Handling the Hurt

In Matthew 5:44, Jesus reveals what to do when people hurt you. Pray for them. Release them to God. Entrust your well-being to Him, who rightfully measures vengeance and saves the repentant.

When they accuse you, pray for them. When they insult you, pray for them. When you find they have used you, pray for them. When you find they will even pursue you to cause you to suffer, pray for them.

In this way, you protect your own heart and direct their attention to the God of Heaven. You show holiness. You show that you bear the fruit of the Holy Spirit, which is love, joy, peace, long suffering, gentleness, goodness, faith, meekness, and temperance, which is self-control (Galatians 5:22, 23).

You see, true Christians are becoming like Christ. When He was vilified, He did not reply in the same manner or spirit. When He suffered, He made no threats. Instead, He entrusted Himself to God, His Heavenly Father. (Read 1 Peter 2:19-23.) This example He left for us, knowing that those who follow in His footsteps would likewise suffer persecution. Like Job, the disciples of Christ, and the early church, we would be targets of satanic attack.

Peter, once known for sudden and decisive vengeance, when he was truly converted, became like Christ. He said if anyone patiently endures grief, suffering wrongfully, such behavior is acceptable with God. That is to which a Christian is called. There is no glory, he contends, to those who patiently receive punishment for wrongs of their own doing.
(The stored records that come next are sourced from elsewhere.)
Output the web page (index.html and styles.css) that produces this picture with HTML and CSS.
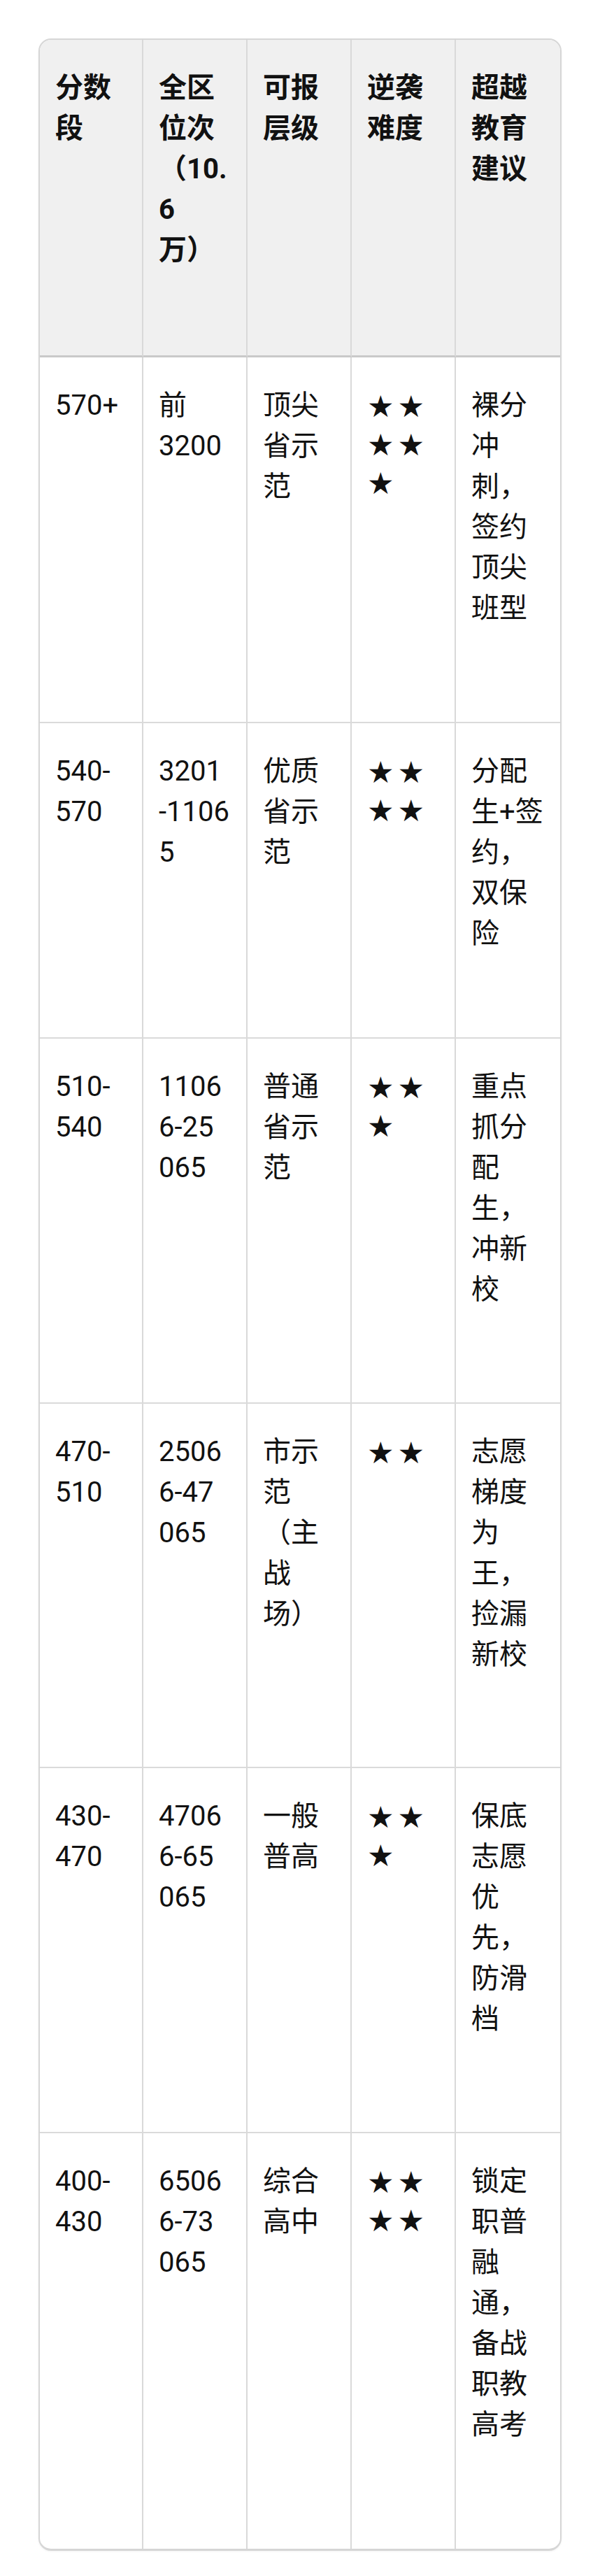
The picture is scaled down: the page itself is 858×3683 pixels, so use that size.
FILE: index.html
```html
<!DOCTYPE html>
<html lang="zh-CN">
<head>
<meta charset="utf-8">
<title>分数段与教育建议</title>
<link rel="stylesheet" href="styles.css">
</head>
<body>
<div class="card">
  <div class="grid">
    <div class="cell head">分数<br>段</div>
    <div class="cell head">全区<br>位次<br>（10.<br>6<br>万）</div>
    <div class="cell head">可报<br>层级</div>
    <div class="cell head">逆袭<br>难度</div>
    <div class="cell head last">超越<br>教育<br>建议</div>

    <div class="cell">570+</div>
    <div class="cell">前<br>3200</div>
    <div class="cell">顶尖<br>省示<br>范</div>
    <div class="cell stars">★★<br>★★<br>★</div>
    <div class="cell last">裸分<br>冲<br>刺，<br>签约<br>顶尖<br>班型</div>

    <div class="cell">540-<br>570</div>
    <div class="cell">3201<br>-1106<br>5</div>
    <div class="cell">优质<br>省示<br>范</div>
    <div class="cell stars">★★<br>★★</div>
    <div class="cell last">分配<br>生+签<br>约，<br>双保<br>险</div>

    <div class="cell">510-<br>540</div>
    <div class="cell">1106<br>6-25<br>065</div>
    <div class="cell">普通<br>省示<br>范</div>
    <div class="cell stars">★★<br>★</div>
    <div class="cell last">重点<br>抓分<br>配<br>生，<br>冲新<br>校</div>

    <div class="cell">470-<br>510</div>
    <div class="cell">2506<br>6-47<br>065</div>
    <div class="cell">市示<br>范<br>（主<br>战<br>场）</div>
    <div class="cell stars">★★</div>
    <div class="cell last">志愿<br>梯度<br>为<br>王，<br>捡漏<br>新校</div>

    <div class="cell">430-<br>470</div>
    <div class="cell">4706<br>6-65<br>065</div>
    <div class="cell">一般<br>普高</div>
    <div class="cell stars">★★<br>★</div>
    <div class="cell last">保底<br>志愿<br>优<br>先，<br>防滑<br>档</div>

    <div class="cell bottom">400-<br>430</div>
    <div class="cell bottom">6506<br>6-73<br>065</div>
    <div class="cell bottom">综合<br>高中</div>
    <div class="cell bottom stars">★★<br>★★</div>
    <div class="cell bottom last">锁定<br>职普<br>融<br>通，<br>备战<br>职教<br>高考</div>
  </div>
</div>
</body>
</html>
```

FILE: styles.css
```css
html, body {
  margin: 0;
  padding: 0;
  background: #ffffff;
}

body {
  font-family: Roboto, "Noto Sans CJK SC", sans-serif;
  color: #111111;
  height: 3683px;
}

.card {
  margin: 55px 0 0 55px;
  width: 748px;
  box-sizing: border-box;
  border: 2px solid #d6d6d6;
  border-bottom-width: 3px;
  border-radius: 18px;
  overflow: hidden;
  background: #ffffff;
  box-shadow: 0 1px 3px rgba(0, 0, 0, 0.06);
}

.grid {
  display: grid;
  grid-template-columns: 148px 149px 149px 149px 1fr;
  grid-template-rows: 454px 523px 451px 522px 521px 522px 594px;
}

.cell {
  box-sizing: border-box;
  padding: 40px 10px 0 22px;
  font-size: 40px;
  line-height: 58px;
  white-space: nowrap;
  border-right: 2px solid #d9d9d9;
  border-bottom: 2px solid #dadada;
}

.cell.last {
  border-right: none;
}

.cell.bottom {
  border-bottom: none;
}

.cell.head {
  background: #f0f0f0;
  font-weight: 700;
  border-bottom: 3px solid #c9c9c9;
}

.stars {
  font-family: "DejaVu Sans", sans-serif;
  font-size: 43px;
  line-height: 55px;
  letter-spacing: 5px;
  padding-top: 43px;
  padding-left: 22px;
}
```
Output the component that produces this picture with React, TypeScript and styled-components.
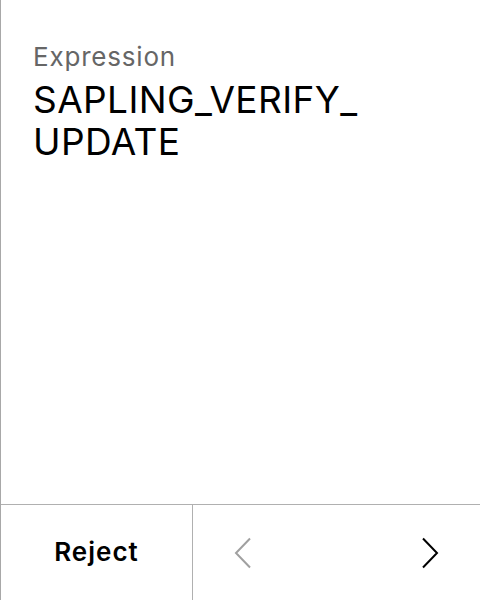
import React from "react";
import styled, { createGlobalStyle } from "styled-components";

const Global = createGlobalStyle`
  html, body { margin: 0; padding: 0; background: #fff; }
  body { font-family: Inter, "Noto Sans", sans-serif; }
`;

const Screen = styled.div`
  width: 480px;
  height: 600px;
  box-sizing: border-box;
  border-left: 1px solid #a8a8a8;
  display: flex;
  flex-direction: column;
  background: #fff;
`;

const Content = styled.div`
  flex: 1;
  padding: 40px 32px 0 32px;
  display: flex;
  flex-direction: column;
`;

const Label = styled.div`
  font-size: 26px;
  line-height: 34px;
  letter-spacing: 0.8px;
  color: #666;
`;

const Value = styled.div`
  margin-top: 5px;
  font-size: 37px;
  line-height: 42px;
  letter-spacing: 0.4px;
  color: #000;
  max-width: 380px;
`;

const Footer = styled.div`
  height: 95px;
  border-top: 1px solid #b0b0b0;
  display: grid;
  grid-template-columns: 192px 1fr;
`;

const RejectButton = styled.button`
  border: none;
  border-right: 1px solid #b0b0b0;
  background: none;
  font-family: Inter, sans-serif;
  font-size: 26px;
  font-weight: 600;
  letter-spacing: 1px;
  color: #000;
  padding: 0 0 2px 0;
  cursor: pointer;
`;

const Nav = styled.div`
  display: flex;
  align-items: center;
  justify-content: space-between;
  padding: 0 41px 0 41px;
`;

const NavButton = styled.button<{ $disabled?: boolean }>`
  border: none;
  background: none;
  padding: 0;
  display: flex;
  color: ${(p) => (p.$disabled ? "#a0a0a0" : "#000")};
`;

const Chevron = ({ dir }: { dir: "left" | "right" }) => (
  <svg width="18" height="32" viewBox="0 0 18 32" fill="none">
    <path
      d={dir === "left" ? "M16 1.5 L2 16 L16 30.5" : "M2 1.5 L16 16 L2 30.5"}
      stroke="currentColor"
      strokeWidth="2"
    />
  </svg>
);

export default function App() {
  return (
    <>
      <Global />
      <Screen>
        <Content>
          <Label>Expression</Label>
          <Value>
            SAPLING_VERIFY_
            <br />
            UPDATE
          </Value>
        </Content>
        <Footer>
          <RejectButton>Reject</RejectButton>
          <Nav>
            <NavButton $disabled>
              <Chevron dir="left" />
            </NavButton>
            <NavButton>
              <Chevron dir="right" />
            </NavButton>
          </Nav>
        </Footer>
      </Screen>
    </>
  );
}
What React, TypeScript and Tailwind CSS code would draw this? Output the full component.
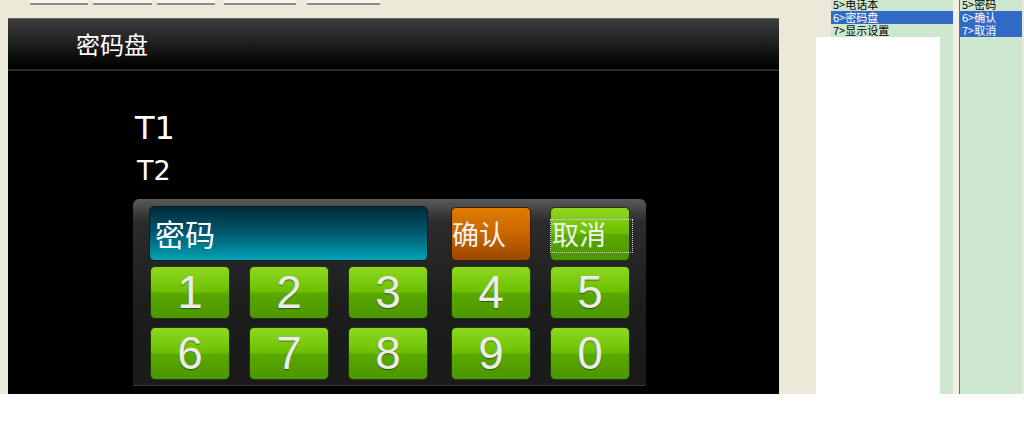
import React from 'react';

const greenBtn =
  'bg-[linear-gradient(to_bottom,#8fd822_0%,#6cc000_48%,#5aa800_52%,#4c9600_100%)] border border-[#1e3a05] rounded-[5px]';

const NumKey: React.FC<{ n: string }> = ({ n }) => (
  <div
    className={`${greenBtn} w-[80px] h-[53px] flex items-center justify-center pb-[1px] text-[46px] leading-none text-[#ececec] [text-shadow:0_1px_1px_rgba(0,0,0,0.45)]`}
    style={{ fontFamily: '"Liberation Sans", Arial, sans-serif' }}
  >
    {n}
  </div>
);

const ListRow: React.FC<{ text: string; selected?: boolean }> = ({ text, selected }) => (
  <div
    className={`h-[13px] leading-[13px] text-[11px] pl-[2px] whitespace-nowrap ${
      selected ? 'bg-[#316ac5] text-white' : 'text-black'
    }`}
  >
    {text}
  </div>
);

const cjk = { fontFamily: '"Noto Sans CJK SC", "DejaVu Sans", sans-serif' };

export default function App() {
  return (
    <div className="w-[1024px] h-[434px] flex flex-col bg-white overflow-hidden" style={cjk}>
      <div className="relative h-[394px] bg-[#ece9d8] flex">
        {/* left: tabs + device screen */}
        <div className="w-[779px] flex flex-col">
          <div className="h-[18px] flex items-start">
            <div className="ml-[30px] w-[58px] h-[5px] bg-[#f7f6ef] border-b-2 border-[#8e8e86]" />
            <div className="ml-[5px] w-[59px] h-[5px] bg-[#f7f6ef] border-b-2 border-[#8e8e86]" />
            <div className="ml-[5px] w-[58px] h-[5px] bg-[#f7f6ef] border-b-2 border-[#8e8e86]" />
            <div className="ml-[9px] w-[72px] h-[5px] bg-[#f7f6ef] border-b-2 border-[#8e8e86]" />
            <div className="ml-[11px] w-[73px] h-[5px] bg-[#f7f6ef] border-b-2 border-[#8e8e86]" />
          </div>
          <div className="ml-[8px] flex-1 bg-black flex flex-col">
            <div className="h-[51px] border-t border-[#6a6a6a] bg-[linear-gradient(to_bottom,#3e3e3e,#0a0a0a_80%,#000)] flex items-center pl-[68px] text-white text-[24px]">
              密码盘
            </div>
            <div className="h-[2px] bg-[#2c2c2c]" />
            <div className="flex flex-col pl-[125px]">
              <div
                className="mt-[42px] h-[30px] leading-[30px] text-[32px] text-white pl-[2px]"
                style={{ fontFamily: '"DejaVu Sans", sans-serif' }}
              >
                T1
              </div>
              <div
                className="mt-[15px] h-[26px] leading-[26px] text-[27px] text-white pl-[4px]"
                style={{ fontFamily: '"DejaVu Sans", sans-serif' }}
              >
                T2
              </div>
              <div className="mt-[15px] w-[513px] h-[187px] rounded-t-[6px] bg-[linear-gradient(to_bottom,#5a5a5a_0%,#2c2c2c_12%,#1c1c1c_60%,#1a1a1a_100%)] border-b border-[#3a3a3a] pt-[7px] pl-[16px] flex flex-col">
                <div className="flex">
                  <div className="w-[279px] h-[55px] rounded-[5px] border border-[#0a1a22] bg-[linear-gradient(to_bottom,#002a3a_0%,#005a70_50%,#00a2b4_100%)] flex items-center pl-[5px] text-[30px] text-white">
                    密码
                  </div>
                  <div className="ml-[23px] mt-[1px] w-[80px] h-[54px] rounded-[5px] border border-[#3a1a00] bg-[linear-gradient(to_bottom,#e07c00_0%,#c86600_50%,#9c4600_100%)] flex items-center text-[27px] text-[#f2f2f2]">
                    确认
                  </div>
                  <div
                    className={`${greenBtn} relative ml-[19px] mt-[1px] w-[80px] h-[54px] flex items-center text-[27px] text-[#f2f2f2]`}
                  >
                    <span className="pl-[1px]">取消</span>
                    <span className="absolute left-[-1px] top-[11px] w-[83px] h-[34px] border border-dotted border-[#d8d8d8]" />
                  </div>
                </div>
                <div className="flex mt-[5px]">
                  <div className="flex gap-[19px] ml-[1px]">
                    <NumKey n="1" />
                    <NumKey n="2" />
                    <NumKey n="3" />
                  </div>
                  <div className="flex gap-[19px] ml-[23px]">
                    <NumKey n="4" />
                    <NumKey n="5" />
                  </div>
                </div>
                <div className="flex mt-[8px]">
                  <div className="flex gap-[19px] ml-[1px]">
                    <NumKey n="6" />
                    <NumKey n="7" />
                    <NumKey n="8" />
                  </div>
                  <div className="flex gap-[19px] ml-[23px]">
                    <NumKey n="9" />
                    <NumKey n="0" />
                  </div>
                </div>
              </div>
            </div>
          </div>
        </div>

        {/* right: lists */}
        <div className="ml-[52px] w-[122px] bg-[#cde8cf] flex flex-col">
          <div className="mt-[-2px]">
            <ListRow text="5>电话本" />
            <ListRow text="6>密码盘" selected />
            <ListRow text="7>显示设置" />
          </div>
        </div>
        <div className="w-[6px] bg-[#f4efe2]" />
        <div className="w-[1px] bg-[#6e6e66]" />
        <div className="w-[62px] bg-[#cde8cf] flex flex-col">
          <div className="mt-[-2px]">
            <ListRow text="5>密码" />
            <ListRow text="6>确认" selected />
            <ListRow text="7>取消" selected />
          </div>
        </div>
        <div className="w-[2px] bg-[#ece9d8]" />

        <div className="absolute left-[816px] top-[37px] w-[124px] h-[357px] bg-white" />
      </div>
      <div className="flex-1 bg-white" />
    </div>
  );
}
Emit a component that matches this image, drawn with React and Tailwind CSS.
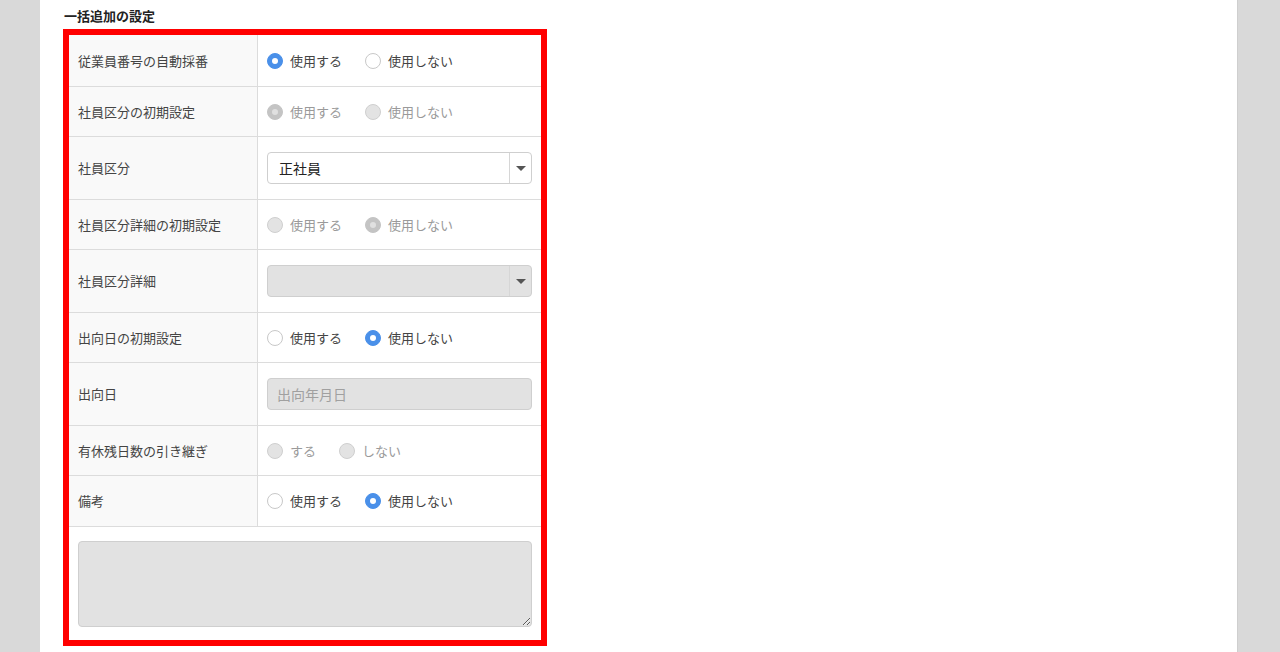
const FONT = { fontFamily: '"Noto Sans CJK JP", "Noto Sans", sans-serif' }

function Radio({ checked, disabled, label }) {
  let circle = 'bg-white border border-[#c8c8c8]'
  let dot = null
  if (checked && !disabled) {
    circle = 'bg-[#4a90e9] border border-[#4a90e9]'
    dot = 'bg-white'
  } else if (checked && disabled) {
    circle = 'bg-[#c4c4c4] border border-[#c4c4c4]'
    dot = 'bg-[#e0e0e0]'
  } else if (disabled) {
    circle = 'bg-[#e3e3e3] border border-[#cfcfcf]'
  }
  return (
    <label className="flex items-center gap-[7px]">
      <span className={`w-4 h-4 rounded-full flex items-center justify-center ${circle}`}>
        {dot && <span className={`w-[6px] h-[6px] rounded-full ${dot}`} />}
      </span>
      <span className={`text-[13px] ${disabled ? 'text-[#9a9a9a]' : 'text-[#444]'}`}>{label}</span>
    </label>
  )
}

function RadioPair({ a = '使用する', b = '使用しない', value, disabled }) {
  return (
    <div className="flex items-center">
      <Radio label={a} checked={value === 0} disabled={disabled} />
      <div className="ml-[23px]">
        <Radio label={b} checked={value === 1} disabled={disabled} />
      </div>
    </div>
  )
}

function Select({ text, disabled }) {
  return (
    <div className={`flex h-[32px] w-full rounded-[4px] border border-[#cfcfcf] ${disabled ? 'bg-[#e2e2e2]' : 'bg-white'}`}>
      <div className="flex-1 flex items-center pl-[11px] text-[14px] text-[#222]">{text}</div>
      <div className="w-[22px] border-l border-[#d6d6d6] flex items-center justify-center">
        <span className="w-0 h-0 border-l-[5px] border-r-[5px] border-t-[5px] border-l-transparent border-r-transparent border-t-[#555]" />
      </div>
    </div>
  )
}

function Row({ label, h, children }) {
  return (
    <div className={`flex border-b border-[#dcdcdc] ${h}`}>
      <div className="w-[189px] shrink-0 bg-[#f9f9f9] border-r border-[#dcdcdc] flex items-center pl-[9px] text-[13px] text-[#444]">
        {label}
      </div>
      <div className="flex-1 flex items-center pl-[9px] pr-[9px]">{children}</div>
    </div>
  )
}

export default function App() {
  return (
    <div className="min-h-screen h-[652px] bg-[#d9d9d9] overflow-hidden" style={FONT}>
      <div className="ml-[40px] w-[1198px] h-full bg-white border-r border-[#cfcfcf]">
        <div className="pl-[23px] pt-[7px]">
          <h2 className="ml-[1px] text-[13px] font-bold text-[#222] leading-[18px]">一括追加の設定</h2>
          <div className="mt-[4px] w-[484px] border-[6px] border-[#ff0000]">
            <Row label="従業員番号の自動採番" h="h-[52px]">
              <RadioPair value={0} />
            </Row>
            <Row label="社員区分の初期設定" h="h-[50px]">
              <RadioPair value={0} disabled />
            </Row>
            <Row label="社員区分" h="h-[63px]">
              <Select text="正社員" />
            </Row>
            <Row label="社員区分詳細の初期設定" h="h-[50px]">
              <RadioPair value={1} disabled />
            </Row>
            <Row label="社員区分詳細" h="h-[63px]">
              <Select text="" disabled />
            </Row>
            <Row label="出向日の初期設定" h="h-[50px]">
              <RadioPair value={1} />
            </Row>
            <Row label="出向日" h="h-[63px]">
              <div className="h-[32px] w-full rounded-[4px] border border-[#cfcfcf] bg-[#e2e2e2] flex items-center pl-[9px] text-[14px] text-[#a0a0a0]">
                出向年月日
              </div>
            </Row>
            <Row label="有休残日数の引き継ぎ" h="h-[50px]">
              <RadioPair a="する" b="しない" value={-1} disabled />
            </Row>
            <Row label="備考" h="h-[51px]">
              <RadioPair value={1} />
            </Row>
            <div className="px-[9px] pt-[14px] pb-[13px]">
              <textarea
                disabled
                className="block w-full h-[86px] rounded-[4px] border border-[#cfcfcf] bg-[#e2e2e2] resize-y"
              />
            </div>
          </div>
        </div>
      </div>
    </div>
  )
}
You see, God is a righteous judge. In fact, vengeance belongs to Him. He promises to repay those who do wickedly. The Bible is replete with the acts of God against those who wrong those who are His.

Christians are to do that which does not come naturally for mankind. In the moment of attack, like Stephen (Acts 7), maintain focus on Christ. Confidently rest in Him, knowing some day we will delight ourselves in the abundance of peace. But until then, while we exist in a sinful world, we can experience great peace in loving God’s law. When we truly love His law, nothing will cause us to sin (Psalm 119:165). Those truly borne of God will not sin, because they can no longer sin against God (1 John 3:9). They fully belong to God and are filled with His Holy Spirit of love.

When the love of Christ is perfected in His own, they show no fear. For you see, it is fear that fights back. Distrusting God, the fearful one acts out of self-preservation. Given to God, we readily recognize that we war not against flesh. We recognize the perpetrator is not the husband, not the wife, not the sister or brother, parent or child, friend or stranger. Rather, he or she is the victim of satanic influence. So we pray for their release from evil and do good, according to Jesus in Matthew 5. Once released, they will ask for your forgiveness. Don’t withhold it. Actually, have it waiting.

Better yet, offer it, as God’s Spirit leads. Although it took years for me to tell an offender that I held no more anger in my heart about a matter, it was well worth it. I received a deep and ready apology beyond my expectations—and not only to me but also to another loved one. I was encouraged to continue being Christlike in the way that was rarely seen in that person’s experience of more than seventy years. It meant a lot to me to hear the words of appreciation I heard that day. The investment of simply offering mercy returned with immediate interest for my own well-being and that of my family.

I realize not every case can be settled in peace. The Bible says, as far as it is possible, live peaceably with all men. That suggests sometimes it won’t be possible. In such cases, there is comfort in knowing God will handle it masterfully. King David testifies to that in Psalm 37 for our benefit.